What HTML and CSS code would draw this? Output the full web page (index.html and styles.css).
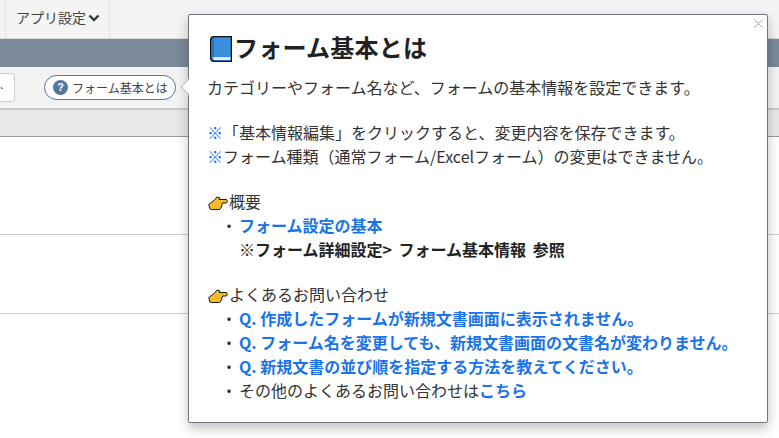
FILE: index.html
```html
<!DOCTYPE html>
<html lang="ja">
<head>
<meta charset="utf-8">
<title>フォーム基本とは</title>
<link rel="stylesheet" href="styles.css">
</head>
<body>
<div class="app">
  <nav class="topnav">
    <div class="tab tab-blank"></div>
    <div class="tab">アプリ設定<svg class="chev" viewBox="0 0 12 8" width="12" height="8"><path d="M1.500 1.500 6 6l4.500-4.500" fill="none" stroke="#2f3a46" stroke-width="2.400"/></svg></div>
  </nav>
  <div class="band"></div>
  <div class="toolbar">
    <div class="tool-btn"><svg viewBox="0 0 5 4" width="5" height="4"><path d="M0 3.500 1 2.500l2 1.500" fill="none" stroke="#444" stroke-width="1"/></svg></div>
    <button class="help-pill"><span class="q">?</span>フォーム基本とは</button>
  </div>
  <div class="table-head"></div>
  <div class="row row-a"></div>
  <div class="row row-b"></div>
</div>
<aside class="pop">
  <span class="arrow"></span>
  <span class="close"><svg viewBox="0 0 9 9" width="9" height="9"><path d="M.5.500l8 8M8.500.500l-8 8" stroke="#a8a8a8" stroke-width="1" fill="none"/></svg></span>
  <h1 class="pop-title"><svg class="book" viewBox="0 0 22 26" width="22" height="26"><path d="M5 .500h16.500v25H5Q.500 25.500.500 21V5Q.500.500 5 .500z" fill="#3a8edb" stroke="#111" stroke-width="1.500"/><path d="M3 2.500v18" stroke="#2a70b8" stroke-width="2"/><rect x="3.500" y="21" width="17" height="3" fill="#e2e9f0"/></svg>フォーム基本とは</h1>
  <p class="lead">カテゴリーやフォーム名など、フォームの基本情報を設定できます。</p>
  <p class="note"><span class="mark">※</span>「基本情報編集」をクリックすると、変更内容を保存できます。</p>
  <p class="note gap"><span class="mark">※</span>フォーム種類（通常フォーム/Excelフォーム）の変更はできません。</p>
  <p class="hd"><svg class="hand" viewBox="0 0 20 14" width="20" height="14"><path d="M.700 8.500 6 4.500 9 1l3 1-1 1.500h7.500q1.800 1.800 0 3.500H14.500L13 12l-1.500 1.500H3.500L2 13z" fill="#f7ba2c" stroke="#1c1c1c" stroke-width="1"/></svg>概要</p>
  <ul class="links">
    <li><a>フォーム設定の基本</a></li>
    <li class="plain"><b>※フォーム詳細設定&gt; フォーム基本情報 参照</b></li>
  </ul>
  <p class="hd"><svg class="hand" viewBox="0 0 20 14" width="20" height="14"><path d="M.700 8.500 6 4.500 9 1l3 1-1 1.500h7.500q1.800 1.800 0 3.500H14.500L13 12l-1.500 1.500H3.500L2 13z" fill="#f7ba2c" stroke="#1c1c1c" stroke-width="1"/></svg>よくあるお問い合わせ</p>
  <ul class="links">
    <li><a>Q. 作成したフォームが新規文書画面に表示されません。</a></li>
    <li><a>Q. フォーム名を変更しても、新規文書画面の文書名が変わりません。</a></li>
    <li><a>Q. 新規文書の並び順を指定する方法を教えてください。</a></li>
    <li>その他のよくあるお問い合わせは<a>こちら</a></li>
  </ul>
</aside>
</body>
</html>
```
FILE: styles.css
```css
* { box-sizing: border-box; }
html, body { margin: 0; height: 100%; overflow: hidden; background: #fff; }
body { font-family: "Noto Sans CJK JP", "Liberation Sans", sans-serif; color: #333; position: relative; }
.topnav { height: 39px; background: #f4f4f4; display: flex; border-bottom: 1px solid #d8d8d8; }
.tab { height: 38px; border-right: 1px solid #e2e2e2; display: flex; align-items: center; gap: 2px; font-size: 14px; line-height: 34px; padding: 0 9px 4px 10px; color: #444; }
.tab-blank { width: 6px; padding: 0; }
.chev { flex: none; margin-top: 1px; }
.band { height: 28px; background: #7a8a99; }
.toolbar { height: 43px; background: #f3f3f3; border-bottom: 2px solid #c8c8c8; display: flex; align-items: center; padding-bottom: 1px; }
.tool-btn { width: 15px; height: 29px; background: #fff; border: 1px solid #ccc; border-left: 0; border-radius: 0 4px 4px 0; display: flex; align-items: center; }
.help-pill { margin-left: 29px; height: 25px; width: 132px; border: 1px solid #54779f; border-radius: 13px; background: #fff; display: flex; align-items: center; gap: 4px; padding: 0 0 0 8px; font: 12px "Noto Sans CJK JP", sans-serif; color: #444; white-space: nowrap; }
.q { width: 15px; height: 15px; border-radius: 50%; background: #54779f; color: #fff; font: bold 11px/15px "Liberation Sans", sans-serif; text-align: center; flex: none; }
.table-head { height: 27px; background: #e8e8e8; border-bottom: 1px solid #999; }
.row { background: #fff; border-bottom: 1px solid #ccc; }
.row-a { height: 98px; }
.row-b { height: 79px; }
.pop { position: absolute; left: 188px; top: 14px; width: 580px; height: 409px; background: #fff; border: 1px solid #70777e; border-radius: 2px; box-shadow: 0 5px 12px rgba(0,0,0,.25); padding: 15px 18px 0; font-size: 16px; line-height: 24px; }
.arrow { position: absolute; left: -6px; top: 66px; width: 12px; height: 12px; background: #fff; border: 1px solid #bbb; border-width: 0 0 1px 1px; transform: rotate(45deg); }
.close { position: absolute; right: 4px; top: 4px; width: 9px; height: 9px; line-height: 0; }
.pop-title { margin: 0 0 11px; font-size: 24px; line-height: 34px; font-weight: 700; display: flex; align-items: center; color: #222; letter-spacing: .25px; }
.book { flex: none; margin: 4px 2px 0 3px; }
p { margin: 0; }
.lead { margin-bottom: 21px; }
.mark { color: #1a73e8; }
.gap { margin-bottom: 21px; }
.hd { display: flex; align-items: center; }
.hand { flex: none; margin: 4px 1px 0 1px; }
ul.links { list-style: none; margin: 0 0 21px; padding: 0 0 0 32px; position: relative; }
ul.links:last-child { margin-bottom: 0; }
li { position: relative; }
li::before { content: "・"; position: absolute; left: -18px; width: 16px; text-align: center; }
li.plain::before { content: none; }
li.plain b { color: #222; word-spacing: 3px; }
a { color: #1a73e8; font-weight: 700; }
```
###
All of the material above is to be copied exactly, except for its images.

Answer below:
What HTML and CSS code would draw this? Output the full web page (index.html and styles.css).
FILE: index.html
```html
<!DOCTYPE html>
<html lang="ja">
<head>
<meta charset="utf-8">
<title>フォーム基本とは</title>
<link rel="stylesheet" href="styles.css">
</head>
<body>
<div class="app">
  <nav class="topnav">
    <div class="tab tab-blank"></div>
    <div class="tab">アプリ設定<svg class="chev" viewBox="0 0 12 8" width="12" height="8"><path d="M1.500 1.500 6 6l4.500-4.500" fill="none" stroke="#2f3a46" stroke-width="2.400"/></svg></div>
  </nav>
  <div class="band"></div>
  <div class="toolbar">
    <div class="tool-btn"><svg viewBox="0 0 5 4" width="5" height="4"><path d="M0 3.500 1 2.500l2 1.500" fill="none" stroke="#444" stroke-width="1"/></svg></div>
    <button class="help-pill"><span class="q">?</span>フォーム基本とは</button>
  </div>
  <div class="table-head"></div>
  <div class="row row-a"></div>
  <div class="row row-b"></div>
</div>
<aside class="pop">
  <span class="arrow"></span>
  <span class="close"><svg viewBox="0 0 9 9" width="9" height="9"><path d="M.5.500l8 8M8.500.500l-8 8" stroke="#a8a8a8" stroke-width="1" fill="none"/></svg></span>
  <h1 class="pop-title"><svg class="book" viewBox="0 0 22 26" width="22" height="26"><path d="M5 .500h16.500v25H5Q.500 25.500.500 21V5Q.500.500 5 .500z" fill="#3a8edb" stroke="#111" stroke-width="1.500"/><path d="M3 2.500v18" stroke="#2a70b8" stroke-width="2"/><rect x="3.500" y="21" width="17" height="3" fill="#e2e9f0"/></svg>フォーム基本とは</h1>
  <p class="lead">カテゴリーやフォーム名など、フォームの基本情報を設定できます。</p>
  <p class="note"><span class="mark">※</span>「基本情報編集」をクリックすると、変更内容を保存できます。</p>
  <p class="note gap"><span class="mark">※</span>フォーム種類（通常フォーム/Excelフォーム）の変更はできません。</p>
  <p class="hd"><svg class="hand" viewBox="0 0 20 14" width="20" height="14"><path d="M.700 8.500 6 4.500 9 1l3 1-1 1.500h7.500q1.800 1.800 0 3.500H14.500L13 12l-1.500 1.500H3.500L2 13z" fill="#f7ba2c" stroke="#1c1c1c" stroke-width="1"/></svg>概要</p>
  <ul class="links">
    <li><a>フォーム設定の基本</a></li>
    <li class="plain"><b>※フォーム詳細設定&gt; フォーム基本情報 参照</b></li>
  </ul>
  <p class="hd"><svg class="hand" viewBox="0 0 20 14" width="20" height="14"><path d="M.700 8.500 6 4.500 9 1l3 1-1 1.500h7.500q1.800 1.800 0 3.500H14.500L13 12l-1.500 1.500H3.500L2 13z" fill="#f7ba2c" stroke="#1c1c1c" stroke-width="1"/></svg>よくあるお問い合わせ</p>
  <ul class="links">
    <li><a>Q. 作成したフォームが新規文書画面に表示されません。</a></li>
    <li><a>Q. フォーム名を変更しても、新規文書画面の文書名が変わりません。</a></li>
    <li><a>Q. 新規文書の並び順を指定する方法を教えてください。</a></li>
    <li>その他のよくあるお問い合わせは<a>こちら</a></li>
  </ul>
</aside>
</body>
</html>
```
FILE: styles.css
```css
* { box-sizing: border-box; }
html, body { margin: 0; height: 100%; overflow: hidden; background: #fff; }
body { font-family: "Noto Sans CJK JP", "Liberation Sans", sans-serif; color: #333; position: relative; }
.topnav { height: 39px; background: #f4f4f4; display: flex; border-bottom: 1px solid #d8d8d8; }
.tab { height: 38px; border-right: 1px solid #e2e2e2; display: flex; align-items: center; gap: 2px; font-size: 14px; line-height: 34px; padding: 0 9px 4px 10px; color: #444; }
.tab-blank { width: 6px; padding: 0; }
.chev { flex: none; margin-top: 1px; }
.band { height: 28px; background: #7a8a99; }
.toolbar { height: 43px; background: #f3f3f3; border-bottom: 2px solid #c8c8c8; display: flex; align-items: center; padding-bottom: 1px; }
.tool-btn { width: 15px; height: 29px; background: #fff; border: 1px solid #ccc; border-left: 0; border-radius: 0 4px 4px 0; display: flex; align-items: center; }
.help-pill { margin-left: 29px; height: 25px; width: 132px; border: 1px solid #54779f; border-radius: 13px; background: #fff; display: flex; align-items: center; gap: 4px; padding: 0 0 0 8px; font: 12px "Noto Sans CJK JP", sans-serif; color: #444; white-space: nowrap; }
.q { width: 15px; height: 15px; border-radius: 50%; background: #54779f; color: #fff; font: bold 11px/15px "Liberation Sans", sans-serif; text-align: center; flex: none; }
.table-head { height: 27px; background: #e8e8e8; border-bottom: 1px solid #999; }
.row { background: #fff; border-bottom: 1px solid #ccc; }
.row-a { height: 98px; }
.row-b { height: 79px; }
.pop { position: absolute; left: 188px; top: 14px; width: 580px; height: 409px; background: #fff; border: 1px solid #70777e; border-radius: 2px; box-shadow: 0 5px 12px rgba(0,0,0,.25); padding: 15px 18px 0; font-size: 16px; line-height: 24px; }
.arrow { position: absolute; left: -6px; top: 66px; width: 12px; height: 12px; background: #fff; border: 1px solid #bbb; border-width: 0 0 1px 1px; transform: rotate(45deg); }
.close { position: absolute; right: 4px; top: 4px; width: 9px; height: 9px; line-height: 0; }
.pop-title { margin: 0 0 11px; font-size: 24px; line-height: 34px; font-weight: 700; display: flex; align-items: center; color: #222; letter-spacing: .25px; }
.book { flex: none; margin: 4px 2px 0 3px; }
p { margin: 0; }
.lead { margin-bottom: 21px; }
.mark { color: #1a73e8; }
.gap { margin-bottom: 21px; }
.hd { display: flex; align-items: center; }
.hand { flex: none; margin: 4px 1px 0 1px; }
ul.links { list-style: none; margin: 0 0 21px; padding: 0 0 0 32px; position: relative; }
ul.links:last-child { margin-bottom: 0; }
li { position: relative; }
li::before { content: "・"; position: absolute; left: -18px; width: 16px; text-align: center; }
li.plain::before { content: none; }
li.plain b { color: #222; word-spacing: 3px; }
a { color: #1a73e8; font-weight: 700; }
```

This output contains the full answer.